I first met Rosalynn in person when they were celebrating her birthday at a restaurant in Plains that was celebrating its own birthday. For years, no restaurant had lasted a full year. And the proprietors of Mom’s Kitchen, which has actaully closed down in recent years, were good friends of the Jimmy and Rosalynn as most people in Plains were. So, they were throwing her a party with a cake and all the fixings.
I came close to meeting Rosalynn once at a United Way in Plains while doing a story. They told me I had just missed her. And even though it might have made for some good photos, I think she preferred that I had missed her. After they left the White House, I got the impression that Rosalynn was ready to return to normal civilian life as much as she could. While Jimmy was always going to be a President, Rosalynn just wanted to be Rosalynn – mother, grandmother, sister, daughter and friend.
But she still used her position as a former FLOTUS when she needed to, advocating for changes in how we perceive and treat mental and behavioral health in America. Considering how Jimmy’s successor felt about mental health, it was almost payback during “The Great Communicator’s” final days. You had to take mental and behavioral health very seriously rather than just passively dismissing it as “laziness.” A lot of people with mental health are very productive and then they crash. Rosalynn could see that.
Through her help with Habitat for Humanity, the Carter Center, United Way and other organizations, she was able to make differences that matter. Maybe it was because both Jimmy and Rosalynn grew up in Plains, a very rural town even still in the 21st Century where white children and black children played while Jim Crow Segregation looms like a dark cloud over the community. These humble beginnings are more than likely how the Carters changed the idea of the First Family.
Even though they appeared to be just your typical Southern married couple, the Carters were revolutionary. On the heels of the failure of the Equal Rights Act, Rosalynn was going to prove that she wasn’t going to stay in the kitchen and bake cookies like some wanted or throw tea parties for wives of foreign leaders. She was the first First Lady to set up an office in the East Wing and hire a staff. People said she even carried a briefcase with her every day. To understand it, you had to grow up in the South. Most women worked jobs and did their wife and mother duties. Despite what you see in The Help, a lot of women busted their butts keeping themselves busy with work, family life and room for a social life.
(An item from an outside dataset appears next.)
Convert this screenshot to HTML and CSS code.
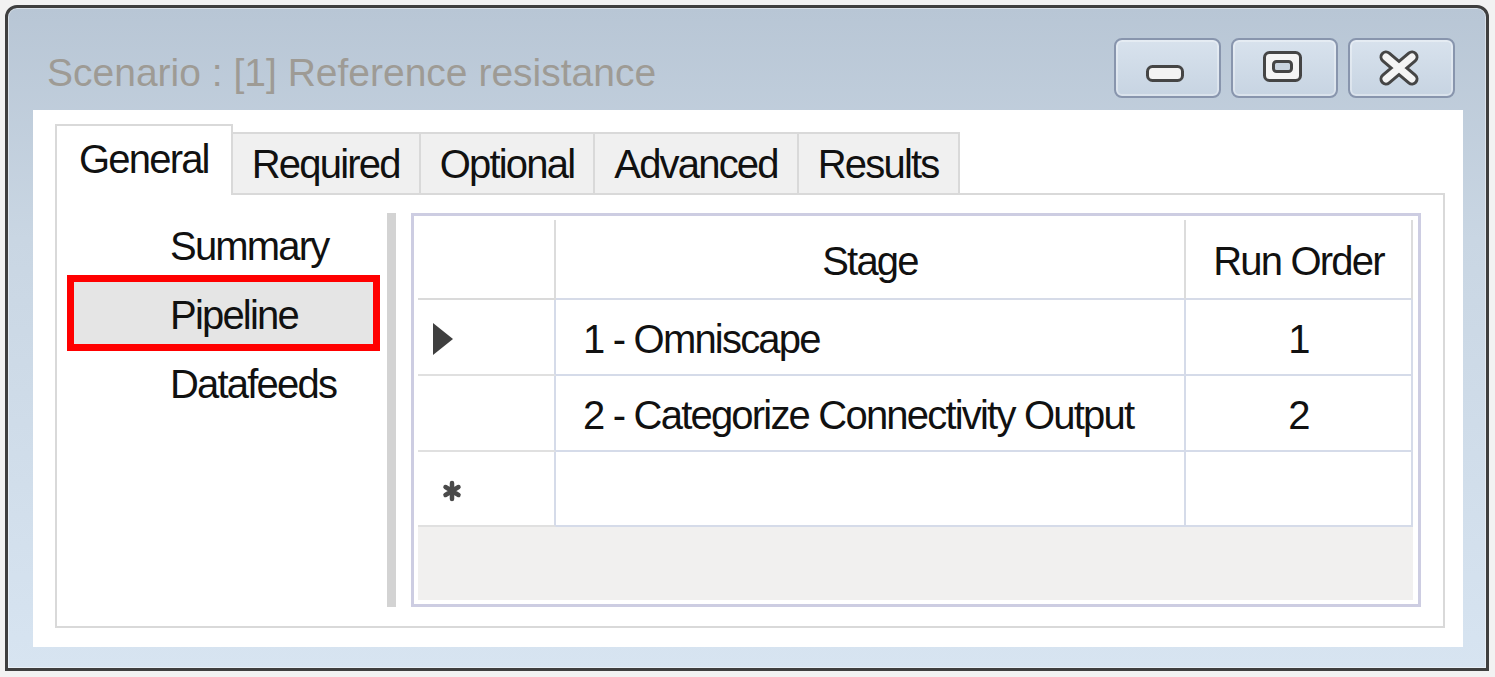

Rosalynn set the framework for Michelle Obama and Hillary Clinton and even Laura Bush decided to take the role more seriously. Some people may not like her simply for how they didn’t like Jimmy’s policies or that they are just programmed by their conservative Republican views to despise all Democrats, but even the publisher of the Americus Times-Recorder, a Republican himself, gave the Carters front page news. She was an important woman in the history of American politics and government whether people want to admit it or not.
I find it hypocritical and ironic, people chastised the Carters for their rural Georgia background as peanut farmers. Yeah, some of them peanut farmers are living happy with nice big accounts. Never underestimate farmers and ranchers based on what they do or how they look. Some of the most money-rich peoeple I have seen wear overalls and ride rusty tractors. As I once heard, the best farmers/ranchers take care of their barns better than themselves.
Yes, there were a few things she probably regretted like the photo op with a Chicago-area businessman named John Wayne Gacy, but I’m sure other Presidents shook hands with world leaders with more blood on their hands. Jimmy met Rosalynn when he was just a wee lad himself and they grew up together, later dated and then married celebrating 77 years together (the longest ever of any First Couple). Jimmy and Rosalynn were the epitome of the “American Dream.” They grew up in humble beginnings, worked their ways to the top, stayed together as a couple through thick and thin, in sickness and in health, and they managed to make things better for those around them without expecting anything back.
All in all, they weren’t just the First Family, they were the American Family. They were what everyone should want. Sadly, I know Jimmy probably will pass away soon. He’s lost her now. The sadness and grief isn’t what he needs right now as his health is getting worse himself. My heart goes out for him and his family. I may not be religious, but if there is a Heaven, Rosalynn definitely earned her wings. And I know she’s waiting for Jimmy, because he’s earned it too.